Everyone has implicit biases. Not as a character flaw—as a feature of how the human brain processes the world. These are the attitudes and stereotypes formed through personal experience, cultural norms, media, and education. They operate below conscious thought. And left unexamined, they shape who gets hired, who gets promoted, and who gets heard in meetings.
That's the case for implicit bias training. But the training only works if it's designed to do more than raise awareness.
What implicit bias actually is
Implicit bias isn't the same as explicit prejudice. Someone can genuinely believe in fairness and still make systematically unequal decisions when they haven't examined their default patterns. These biases show up as microaggressions, assumptions about capability based on group membership, and patterns in who gets opportunities and who doesn't.
They're shaped by everything from where someone grew up to what they saw in media to what their organization's leadership has always looked like. They're hard to unlearn precisely because they feel like common sense.
How implicit bias causes harm at work
In practice, unchecked implicit bias creates environments where certain groups are consistently passed over for advancement, where some employees have to work harder to be taken seriously, and where the organization loses the perspective diversity it thought it was building. It limits innovation, increases turnover among underrepresented talent, and creates legal exposure around hiring and promotion decisions.
Organizations that actively work to identify and address these patterns see the reverse: better morale, broader thinking, and stronger retention.
Techniques that actually work
Effective implicit bias training goes beyond lectures about what bias is. The approaches with evidence behind them include:
- Stereotype replacement: Consciously identify a biased assumption when it surfaces and replace it with a counter-stereotypical belief.
- Counter-stereotyping: Actively focus on examples that challenge negative stereotypes about a group rather than confirming them.
- Perspective-taking: Deliberately consider another person's experience and the structural factors that shaped it—not just their immediate situation.
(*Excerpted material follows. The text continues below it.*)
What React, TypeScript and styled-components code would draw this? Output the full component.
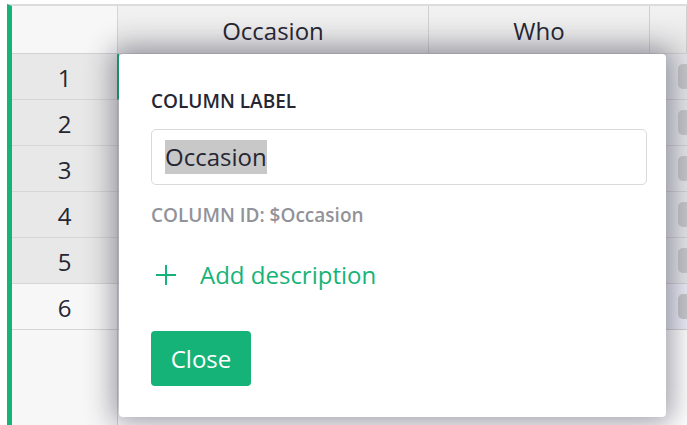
import React from "react";
import styled, { createGlobalStyle } from "styled-components";

const Global = createGlobalStyle`
  html, body { margin: 0; padding: 0; background: #ffffff; }
  body { font-family: "Open Sans", "Noto Sans", sans-serif; overflow: hidden; }
  * { box-sizing: border-box; }
`;

const Frame = styled.div`
  width: 687px;
  height: 425px;
  padding: 4px 0 0 7px;
  overflow: hidden;
`;

const Sheet = styled.div`
  position: relative;
  height: 100%;
  border-left: 5px solid #16b378;
  border-top: 2px solid #dcdcdc;
  background: #ffffff;
`;

const cols = "106px 311px 221px 1fr";

const HeaderRow = styled.div`
  display: grid;
  grid-template-columns: ${cols};
  height: 48px;
  border-bottom: 1px solid #d2d2d2;
`;

const Corner = styled.div`
  background: #f7f7f7;
  border-right: 1px solid #d4d4d4;
`;

const HeaderCell = styled.div`
  display: flex;
  align-items: center;
  justify-content: center;
  background: linear-gradient(#f2f2f2, #e6e6e6);
  border-right: 1px solid #d0d0d0;
  font-size: 24px;
  color: #262633;
  padding-top: 2px;
`;

const Row = styled.div`
  display: grid;
  grid-template-columns: ${cols};
  height: 46px;
`;

const RowNum = styled.div<{ $selected: boolean }>`
  display: flex;
  align-items: center;
  justify-content: center;
  background: ${(p) => (p.$selected ? "#e8e8e8" : "#f7f7f7")};
  border-right: 1px solid #d4d4d4;
  border-bottom: 1px solid #d6d6d6;
  font-size: 24px;
  color: #262633;
  padding-top: 1px;
`;

const Cell = styled.div<{ $active?: boolean; $selected?: boolean }>`
  position: relative;
  background: ${(p) => (p.$selected ? "#e6e6ea" : "#ececf6")};
  border-right: 1px solid #d8d8d8;
  border-bottom: 1px solid #d2d2d2;
  border-left: ${(p) => (p.$active ? "2px solid #16b378" : "0")};
  margin-left: ${(p) => (p.$active ? "-1px" : "0")};
`;

const ChipCell = styled(Cell)`
  display: flex;
  align-items: center;
  padding-left: 28px;
`;

const Chip = styled.div`
  width: 40px;
  height: 25px;
  border-radius: 5px;
  background: #c8c8cb;
`;

const Filler = styled.div`
  display: grid;
  grid-template-columns: ${cols};
  height: 120px;
`;

const FillerNum = styled.div`
  background: #f7f7f7;
  border-right: 1px solid #d4d4d4;
`;

const Popup = styled.div`
  position: absolute;
  left: 107px;
  top: 48px;
  width: 547px;
  height: 363px;
  background: #ffffff;
  border-radius: 4px;
  box-shadow: 0 0 28px 6px rgba(38, 38, 60, 0.45);
  padding: 35px 19px 0 32px;
  display: flex;
  flex-direction: column;
  align-items: flex-start;
`;

const Label = styled.div`
  font-size: 19px;
  font-weight: 600;
  color: #262633;
  line-height: 24px;
`;

const InputBox = styled.div`
  margin-top: 16px;
  width: 496px;
  height: 56px;
  border: 1px solid #d9d9d9;
  border-radius: 5px;
  padding: 0 13px;
  display: flex;
  align-items: center;
`;

const Selected = styled.span`
  background: #c8c8c8;
  font-size: 24px;
  line-height: 34px;
  color: #262633;
`;

const ColumnId = styled.div`
  margin-top: 18px;
  font-size: 19px;
  font-weight: 600;
  color: #929299;
  line-height: 24px;
`;

const AddLink = styled.div`
  margin-top: 32px;
  display: flex;
  align-items: center;
  gap: 23px;
  padding-left: 4px;
  color: #16b378;
  font-size: 24px;
  line-height: 32px;
`;

const CloseButton = styled.button`
  margin-top: 40px;
  width: 100px;
  height: 55px;
  border: 0;
  border-radius: 4px;
  background: #16b378;
  color: #ffffff;
  font-family: inherit;
  font-size: 24px;
  padding: 0;
`;

const PlusIcon = () => (
  <svg width="22" height="22" viewBox="0 0 22 22" fill="none" stroke="#16b378" strokeWidth="2">
    <path d="M11 1V21M1 11H21" />
  </svg>
);

export default function App() {
  const rows = [1, 2, 3, 4, 5, 6];
  return (
    <Frame>
      <Global />
      <Sheet>
        <HeaderRow>
          <Corner />
          <HeaderCell>Occasion</HeaderCell>
          <HeaderCell>Who</HeaderCell>
          <HeaderCell />
        </HeaderRow>
        {rows.map((n) => (
          <Row key={n}>
            <RowNum $selected={n <= 5}>{n}</RowNum>
            <Cell $active={n === 1} $selected={n <= 5} />
            <Cell $selected={n <= 5} />
            <ChipCell $selected={n <= 5}>
              <Chip />
            </ChipCell>
          </Row>
        ))}
        <Filler>
          <FillerNum />
          <div />
          <div />
          <div />
        </Filler>
        <Popup>
          <Label>COLUMN LABEL</Label>
          <InputBox>
            <Selected>Occasion</Selected>
          </InputBox>
          <ColumnId>COLUMN ID: $Occasion</ColumnId>
          <AddLink>
            <PlusIcon />
            <span>Add description</span>
          </AddLink>
          <CloseButton>Close</CloseButton>
        </Popup>
      </Sheet>
    </Frame>
  );
}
- Mindfulness: Build the habit of noticing your thoughts and reactions in real time before acting on them. Bias is harder to act on when you catch it mid-stream.
None of these are one-time exercises. They're practices that require repetition to become default.
Designing a training program that sticks
Starting with an assessment matters. Surveys and focus groups help identify where biases are most likely affecting decision-making in your specific organization. Generic training misses the specifics. Programs built around your actual hiring process, promotion criteria, and team dynamics hit closer to home.
The program design should include:
- Multiple delivery formats: live facilitated sessions, e-learning modules, and on-site workshops each serve different learning contexts
- A psychologically safe environment: people won't engage honestly if they feel judged or fear career consequences for admitting bias
- Interactive components: case studies, structured discussions, and scenario-based exercises rather than passive content consumption
The facilitator matters too. Someone who can hold the tension between honesty and safety—who can name difficult things without shaming participants—makes the difference between a session people remember and one they dismiss.
Measuring whether it worked
Training without measurement is a guess. Organizations serious about outcomes use a combination of:
- Pre- and post-training surveys to track shifts in attitudes and awareness
- Focus groups to surface qualitative changes in how people describe their decision-making
- Behavioral tracking—things like representation in hiring slates, promotion rates by demographic group, and patterns in performance ratings
Data tells you whether awareness translated into changed behavior. Without it, you're investing in good intentions rather than outcomes.
What makes the investment worthwhile
Implementing a real implicit bias training program requires resources: budget, time, and skilled facilitators. But the alternative—an organization where unchecked biases quietly drive decisions—carries its own costs. Turnover, discrimination claims, missed innovation, and a culture that says one thing publicly and does another internally.
The goal isn't perfection. It's a workplace where people are aware enough to pause, question their defaults, and make decisions that reflect their stated values rather than their unexamined ones.
That gap—between what an organization claims to value and how it actually operates—is where bias training does its most important work.